"Öyle bir beldeye yerleş ki..."

A -
A +
Ali Semerkandi hazretleri (rahmetullahi aleyh), İsfehan'da dünyaya gelir. Ankara'nın Çamlıdere beldesinde yaşar.
Hem âlimdir, hem evliya...
Soyu da mübarektir...
Zira Hazret-i Ömer'e dayanır.
Kudüs, Mekke, Medine, Semerkand, Şam ve Irak gibi yerleri dolaşır...
Halka emr-i maruf yapar.
Oralara İslâmiyeti yayar.
En son Çamlıdere'ye varır.
Mübarek kabri buradadır...
Vefat ettiğinde yüz otuz yaşlarındadır.
Bu büyük zat, Mescid-i Haram'da nice yıllar imamlık yapar.
Sonra manevi bir işaretle Medine'ye hicret eder ve Resulullah'ın Ravdasında yedi yıl türbedarlık yapar...
Hizmetle şereflenir.
Bir gece Hazret-i Fatıma (radıyallahü anhâ), rüyasına girip "Hemen Resulullah'ın huzuruna koş... Zira seni manevi evlâtlığa alacak" buyurur.
Bu emirle koşar Ravda'ya.
İki diz üzerine oturur.
Heyecanla bekler.
İçi içine sığmaz...
Bir sevinç, bir heyecan sarmıştır içini...

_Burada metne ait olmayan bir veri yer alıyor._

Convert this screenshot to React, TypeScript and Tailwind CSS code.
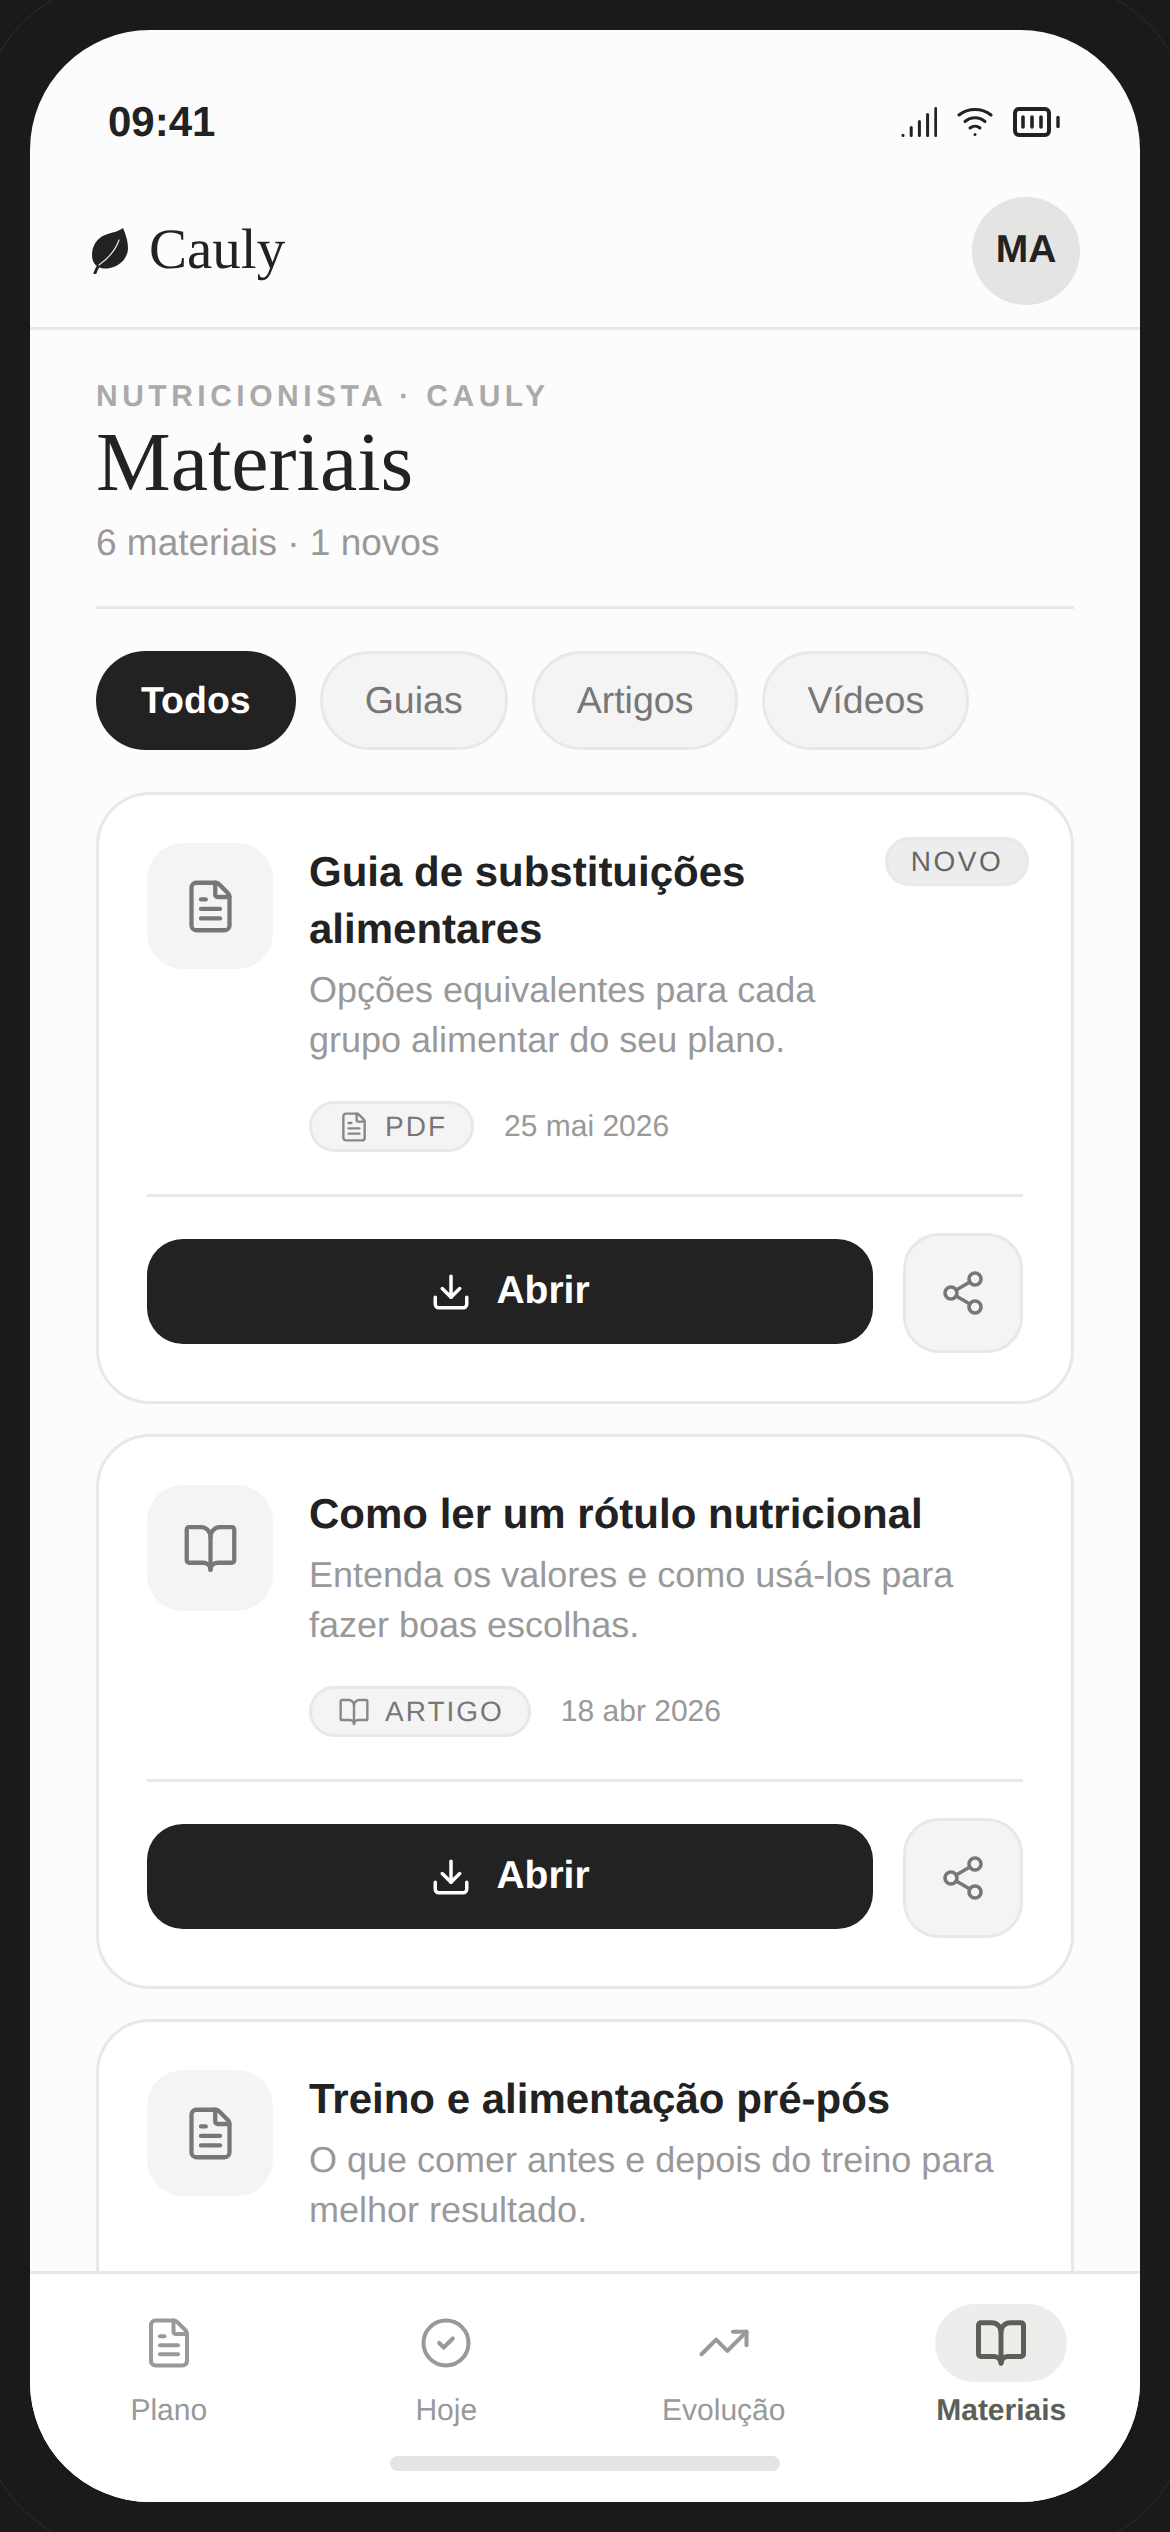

Biraz sonra Resulullah efendimizin mübarek sesini işitir:
Efendimiz, ona;
"Yâ Ali! Seni manevi evlâtlığa kabul ettim... Öyle bir beldeye yerleş ki ahalisi fakir olsun... Fakirlik sebebiyle bana gelemeyenler sana gelsinler... Sana olan ziyareti, bana yapılmış kabul ederim" buyurur.